Consider the seriousness of the charges that Ms. Willis brought against the defendants. She alleges violations of 41 provisions of various criminal statutes, one felony after another. These include “false statements and writings, impersonation a public officer, forgery, filing false documents, influencing witnesses, computer theft, computer trespass, computer invasion of privacy, conspiracy to defraud the state, acts involving theft, and perjury,” charges that could land various defendants in prison for the rest of their lives.

The four defendants who have pleaded guilty were accused of violating 23 of those 41 different provisions. Ms. Willis claims all four of them violated the RICO statute §16-14-4(c), which alone calls for a minimum sentence of either a substantial fine or five to 20 years in prison—or both.

In the face of these serious felony charges and her claim of a grand conspiracy to defraud the state of Georgia and its citizens, what does she agree to?

Sidney Powell, Ken Chesebro, Jenna Ellis and Scott Hall all got no jail time, only various periods of probation and community service, fines ranging from $5,000 to $6,000, and a requirement to testify if called upon by the prosecutor and make a public apology. And Ms. Powell had to agree to an official gag order banning her from talking to anyone about the case, particularly the media.

But the most important, overlooked part of these plea deals was that Ms. Willis agreed to give all of the defendants “first offender treatment” under Georgia Code § 42-8-60.

>>> Georgia Officials Didn’t Follow Ethical, Legal Rules in Trump Indictment

What does that mean? It means that their guilty pleas are being held in abeyance, and when these four fulfill the terms of their sentence, the serious charges against them will go away.

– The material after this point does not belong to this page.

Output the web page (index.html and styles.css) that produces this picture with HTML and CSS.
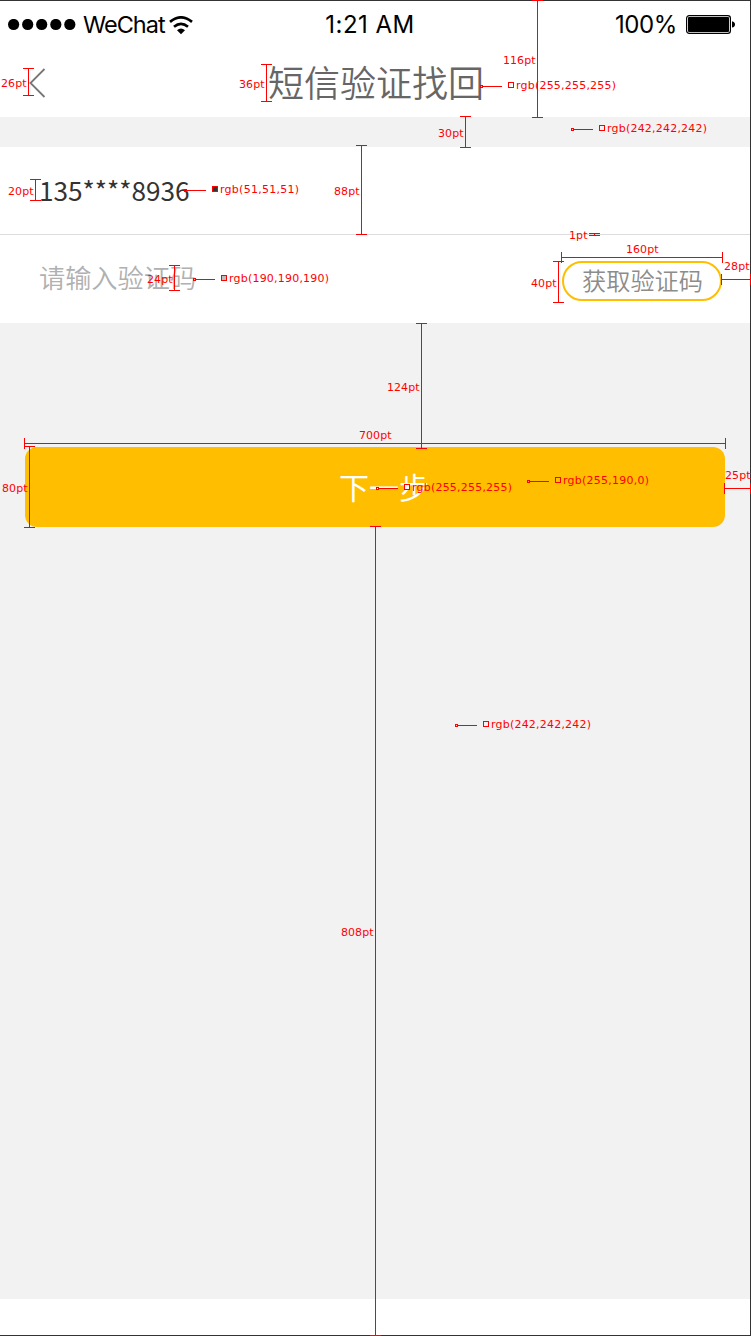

As the statute outlines, a defendant “shall be exonerated of guilt and shall stand discharged as a matter of law.”

The criminal indictment goes on for almost 100 pages and claims the defendants “knowingly and willfully joined a conspiracy to unlawfully change the outcome of the [2020] election.” If Fani Willis’ case is so serious and so substantial, and the defendants’ actions represented such a threat to Georgia, why would she allow any defendants to get away with probation, no jail time, relatively minor fines, and an agreement to dismiss all charges against the defendants as if they were never filed in the first place, giving them a completely clean record?

For the three lawyers who took the “get out of jail free” deals—Chesebro, Ellis and Ms. Powell—that is especially important because it means they would not automatically lose their law licenses and thus their ability to earn a living.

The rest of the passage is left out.